Besides, in some ways, I began my own “new” year several months back when I became divorced.  I’ve got plenty on my plate – plenty that no one would ever want to see itemized.  Like, “call school to explain change in marital status.”  Or, “find reasonable health insurance as unemployed homemaker.”  Or how about, “learn to recognize when you’re being hit on.  And not."

Honest.  It’s harder than you'd think.

Nevertheless, I do have my own list of “good intentions” for 2010, and perversely, most of them coincide with the items listed on  Turns out, I’m just another common citizen.

But given the rocky start to my own New Year, I’m going to ease in.  I did go to the Y today (check, “get fit”) and I did not drink sangria tonight (check, “drink less alcohol”), and I even considered spending the next month as a vegetarian.

The following recipe, however, probably won’t help me accomplish that top goal, “lose weight.”  But holy potato, Batman, it is so very good and easy – and makes for a much easier return home from that first day back to school.

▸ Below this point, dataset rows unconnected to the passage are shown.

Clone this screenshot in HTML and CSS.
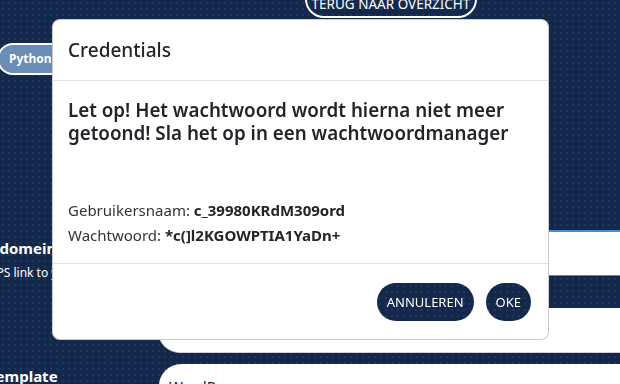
FILE: index.html
```html
<!DOCTYPE html>
<html lang="nl">
<head>
<meta charset="utf-8">
<title>Credentials</title>
<link rel="stylesheet" href="styles.css">
</head>
<body>
<div class="page">
  <div class="topbar">
    <button class="btn-outline">Terug naar overzicht</button>
    <span class="btn-round"></span>
  </div>
  <div class="tags">
    <span class="tag">Python</span>
  </div>
  <div class="content">
    <div class="labels">
      <div class="label-group">
        <div class="label-title">Subdomein</div>
        <div class="label-sub">HTTPS link to your app</div>
      </div>
      <div class="label-title label-template">Template</div>
    </div>
    <div class="cards">
      <div class="card card-a"></div>
      <div class="card card-b"></div>
      <div class="card card-c">WordPress</div>
    </div>
  </div>
</div>

<div class="modal" role="dialog">
  <div class="modal-header">
    <h5 class="modal-title">Credentials</h5>
  </div>
  <div class="modal-body">
    <h4 class="warning">Let op! Het wachtwoord wordt hierna niet meer getoond! Sla het op in een wachtwoordmanager</h4>
    <div class="cred">Gebruikersnaam: <b>c_39980KRdM309ord</b></div>
    <div class="cred">Wachtwoord: <b>*c(]l2KGOWPTIA1YaDn+</b></div>
  </div>
  <div class="modal-footer">
    <button class="btn">Annuleren</button>
    <button class="btn">Oke</button>
  </div>
</div>
</body>
</html>
```

FILE: styles.css
```css
html, body {
  margin: 0;
  padding: 0;
  height: 384px;
  overflow: hidden;
}
body {
  background-color: #13284b;
  background-image: radial-gradient(circle, rgba(120,150,200,0.13) 0.7px, transparent 1.2px);
  background-size: 6px 6px;
  font-family: "Noto Sans", "Open Sans", sans-serif;
  color: #fff;
}
.page {
  width: 620px;
}
.topbar {
  display: flex;
  align-items: flex-end;
  height: 18px;
  padding-left: 305px;
  gap: 148px;
}
.btn-outline {
  height: 38px;
  width: 172px;
  border: 2px solid #fff;
  border-radius: 19px;
  background: transparent;
  color: #fff;
  font-family: "Noto Sans", sans-serif;
  font-size: 13.5px;
  text-transform: uppercase;
  padding: 11px 0 0;
  flex-shrink: 0;
  line-height: 1;
}
.btn-round {
  width: 36px;
  height: 36px;
  border: 2px solid #fff;
  border-radius: 50%;
  flex-shrink: 0;
  margin-bottom: 12px;
}
.tags {
  margin-top: 25px;
  margin-left: -3px;
  display: flex;
}
.tag {
  display: inline-block;
  background: #6a8db6;
  border: 2px solid #fff;
  border-radius: 16px;
  color: #fff;
  font-weight: 700;
  font-size: 12px;
  line-height: 28px;
  padding: 0 12px 0 10px;
}
.content {
  display: grid;
  grid-template-columns: 158px 1fr;
}
.labels {
  padding-top: 163px;
  margin-left: -28px;
}
.label-title {
  font-weight: 700;
  font-size: 15px;
  line-height: 20px;
}
.label-sub {
  font-size: 12px;
  margin-top: 7px;
  margin-left: 2px;
  line-height: 16px;
}
.label-template {
  margin-top: 85px;
  margin-left: 16px;
}
.cards {
  padding-top: 155px;
  display: flex;
  flex-direction: column;
}
.card {
  background: #fff;
  margin-right: -40px;
}
.card-a {
  height: 43px;
  border-top: 2px solid #3a8fe0;
  border-bottom: 1px solid #3a8fe0;
}
.card-b {
  margin-top: 32px;
  height: 44px;
  border-bottom: 1px solid #cfd3d8;
  border-bottom-left-radius: 22px;
}
.card-c {
  margin-top: 11px;
  margin-left: 1px;
  height: 60px;
  border-top-left-radius: 22px;
  color: #212529;
  font-size: 15px;
  line-height: 20px;
  padding: 12px 10px;
}

.modal {
  position: fixed;
  left: 52px;
  top: 19px;
  width: 497px;
  box-sizing: border-box;
  background: #fff;
  border: 1px solid rgba(0,0,0,0.2);
  border-radius: 8px;
  color: #212529;
  font-family: "Noto Sans", "Open Sans", sans-serif;
}
.modal-header {
  height: 61px;
  box-sizing: border-box;
  padding: 0 15px;
  display: flex;
  align-items: center;
  border-bottom: 1px solid #dee2e6;
}
.modal-title {
  margin: 0;
  font-size: 19px;
  font-weight: 500;
  line-height: 24px;
}
.modal-body {
  padding: 18px 15px 15px;
}
.warning {
  margin: 0 0 53px;
  font-size: 18.8px;
  font-weight: 600;
  line-height: 23px;
  color: #212529;
}
.cred {
  font-size: 15px;
  line-height: 25px;
  color: #333;
}
.cred b {
  color: #212529;
  font-weight: 700;
}
.modal-footer {
  border-top: 1px solid #dee2e6;
  height: 76px;
  box-sizing: border-box;
  display: flex;
  justify-content: flex-end;
  align-items: center;
  gap: 12px;
  padding: 0 17px;
}
.btn {
  height: 38px;
  border: 0;
  border-radius: 19px;
  background-color: #13284b;
  background-image: radial-gradient(circle, rgba(120,150,200,0.13) 0.7px, transparent 1.2px);
  background-size: 6px 6px;
  color: #fff;
  font-family: "Noto Sans", sans-serif;
  font-size: 13px;
  text-transform: uppercase;
  padding: 0 10px;
}
```
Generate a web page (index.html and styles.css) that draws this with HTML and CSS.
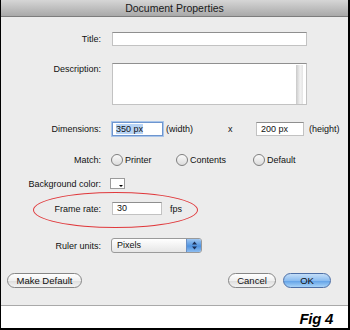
FILE: index.html
```html
<!DOCTYPE html>
<html lang="en">
<head>
    <meta charset="UTF-8">
    <title>Document Properties</title>
    <link rel="stylesheet" href="styles.css">
</head>
<body>
    <div class="figure">
        <div class="titlebar">Document Properties</div>
        <div class="dialog">
            <div class="row r-title">
                <label class="lbl">Title:</label>
                <div class="field wide"></div>
            </div>
            <div class="row r-desc">
                <label class="lbl">Description:</label>
                <div class="field area"><div class="scroll"></div></div>
            </div>
            <div class="row r-dims">
                <label class="lbl">Dimensions:</label>
                <div class="field dim focus"><span class="sel">350 px</span></div>
                <span class="unit">(width)</span>
                <span class="times">x</span>
                <div class="field dim2">200 px</div>
                <span class="unit2">(height)</span>
            </div>
            <div class="row r-match">
                <label class="lbl">Match:</label>
                <div class="opt o1"><span class="radio"></span>Printer</div>
                <div class="opt o2"><span class="radio"></span>Contents</div>
                <div class="opt"><span class="radio"></span>Default</div>
            </div>
            <div class="row r-bg">
                <label class="lbl">Background color:</label>
                <div class="swatch"><span class="tri"></span></div>
            </div>
            <div class="row r-frame">
                <label class="lbl">Frame rate:</label>
                <div class="field fps">30</div>
                <span class="fps-unit">fps</span>
            </div>
            <div class="row r-ruler">
                <label class="lbl">Ruler units:</label>
                <div class="popup">
                    <span class="popup-text">Pixels</span>
                    <span class="stepper">
                        <svg width="7" height="11" viewBox="0 0 7 11"><path d="M3.5 1.5 L6 4.5 H1 Z M3.5 9.5 L6 6.5 H1 Z" fill="#1b2f57"/></svg>
                    </span>
                </div>
            </div>
            <div class="buttons">
                <button class="btn make">Make Default</button>
                <div class="right">
                    <button class="btn cancel">Cancel</button>
                    <button class="btn ok">OK</button>
                </div>
            </div>
            <div class="ring"></div>
        </div>
        <div class="caption">Fig 4</div>
    </div>
</body>
</html>
```

FILE: styles.css
```css
html, body {
    margin: 0;
    padding: 0;
    background-color: #fff;
}
.figure {
    width: 350px;
    height: 330px;
    box-sizing: border-box;
    border-left: 1px solid #000;
    border-right: 2px solid #000;
    border-bottom: 2px solid #000;
    font-family: 'Liberation Sans', Arial, sans-serif;
    color: #111;
    font-size: 9px;
}
.titlebar {
    height: 16px;
    line-height: 16px;
    border-bottom: 1px solid #7d7d7d;
    background: linear-gradient(#d6d6d6, #a9a9a9);
    text-align: center;
    font-size: 10.5px;
    color: #1a1a1a;
}
.dialog {
    position: relative;
    background-color: #ececec;
    padding: 15px 0 17px 0;
    border-bottom: 1px solid #a9a9a9;
}
.row {
    display: flex;
    align-items: center;
}
.lbl {
    width: 100px;
    text-align: right;
    margin-right: 11px;
    flex-shrink: 0;
}
.r-desc { margin-top: 17px; align-items: flex-start; }
.r-desc .lbl { padding-top: 1px; }
.r-dims { margin-top: 17px; }
.r-match { margin-top: 18px; }
.r-bg { margin-top: 12px; }
.r-frame { margin-top: 13px; }
.r-ruler { margin-top: 23px; }

.field {
    box-sizing: border-box;
    height: 14px;
    background-color: #fff;
    border: 1px solid #c2c2c2;
    border-top-color: #8f8f8f;
    padding-left: 4px;
    line-height: 12px;
}
.wide { width: 195px; }
.area {
    width: 195px;
    height: 42px;
    position: relative;
}
.scroll {
    position: absolute;
    right: 3px;
    top: 1px;
    bottom: 0;
    width: 7px;
    background: linear-gradient(to right, #c9c9c9, #f2f2f2 60%, #e4e4e4);
}
.dim { width: 51px; }
.focus {
    border: 1px solid #6d95cf;
    box-shadow: 0 0 0 1px #a9c5ea;
    padding-left: 3px;
}
.sel { background-color: #b7d3f5; }
.unit { width: 62px; margin-left: 3px; }
.times { width: 28px; }
.dim2 { width: 48px; }
.unit2 { margin-left: 5px; }

.opt {
    display: flex;
    align-items: center;
}
.o1 { width: 65px; }
.o2 { width: 77px; }
.radio {
    box-sizing: border-box;
    width: 12px;
    height: 12px;
    border-radius: 50%;
    border: 1px solid #7f7f7f;
    background: linear-gradient(#fafafa, #dcdcdc);
    margin-right: 2px;
    margin-left: -1px;
}

.swatch {
    position: relative;
    box-sizing: border-box;
    width: 15px;
    height: 11px;
    margin-left: -2px;
    background-color: #fff;
    border: 1px solid #9b9b9b;
}
.tri {
    position: absolute;
    right: 1px;
    bottom: 1px;
    border-left: 2px solid transparent;
    border-right: 2px solid transparent;
    border-top: 2px solid #000;
}

.fps { width: 50px; height: 13px; line-height: 11px; }
.fps-unit { margin-left: 8px; }

.popup {
    box-sizing: border-box;
    width: 91px;
    height: 15px;
    margin-left: -1px;
    display: flex;
    border: 1px solid #9a9a9a;
    border-radius: 3px;
    background: linear-gradient(#ffffff, #e6e6e6);
    overflow: hidden;
}
.popup-text {
    flex: 1;
    padding-left: 5px;
    line-height: 13px;
}
.stepper {
    width: 14px;
    display: flex;
    align-items: center;
    justify-content: center;
    background: linear-gradient(#9fc7f1, #4f92e0 55%, #8dbdf0);
    border-left: 1px solid #6a8fc4;
}

.buttons {
    display: flex;
    justify-content: space-between;
    margin-top: 20px;
    padding: 0 17px 0 6px;
}
.right {
    display: flex;
    gap: 7px;
}
.btn {
    box-sizing: border-box;
    height: 15px;
    padding: 0;
    border: 1px solid #868686;
    border-radius: 8px;
    background: linear-gradient(#ffffff, #f0f0f0 50%, #dcdcdc 51%, #f4f4f4);
    font-family: 'Liberation Sans', Arial, sans-serif;
    font-size: 9.5px;
    color: #111;
    line-height: 13px;
}
.make { width: 75px; }
.cancel { width: 48px; }
.ok {
    width: 48px;
    border-color: #4d6fa6;
    background: linear-gradient(#c4def8, #8cbdf0 50%, #5e9fe6 51%, #a8d3f8);
}

.ring {
    position: absolute;
    left: 32px;
    top: 175px;
    width: 165px;
    height: 36px;
    box-sizing: border-box;
    border: 1px solid #e0393c;
    border-radius: 50%;
}

.caption {
    height: 22px;
    text-align: right;
    padding-right: 15px;
    font-size: 15px;
    font-weight: bold;
    font-style: italic;
    line-height: 25px;
    color: #000;
    letter-spacing: -0.3px;
}
```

Simply Sublime (and Sublimely Simple) Potatoes Au Gratin
It's hard to believe that something so decadent is so simple to make.  You can dress these up, I suppose, using fresh thyme or minced garlic or half gruyere and half parmigiano-reggiano.  A little zip of cayenne wouldn't be out of place either, but basically, all you need is butter, potatoes, cheese and cream.  Yum.

2 tablespoons butter
3 medium sized baking potatoes, peeled and sliced thinly
1 cup (about ¼ lb.) gruyere cheese, grated
1 cup cream
kosher salt
fresh ground pepper
½ teaspoon ground thyme

Preheat oven to 350.  Use 1 tablespoon butter to grease bottom of medium sized baking dish.  Place one layer of potatoes (not overlapping) on bottom of dish.  Top with 1/3 cup cheese.  Sprinkle with salt, pepper, thyme (and, if you’re feeling fancy, 1 minced clove garlic).  Repeat layering (except for thyme and garlic) two more times.  Pour cream over all, and bake for 1 hour, until browned and bubbling.  Remove from oven and let rest 15-20 minutes before serving.  Eat extravagantly.  No need for meat.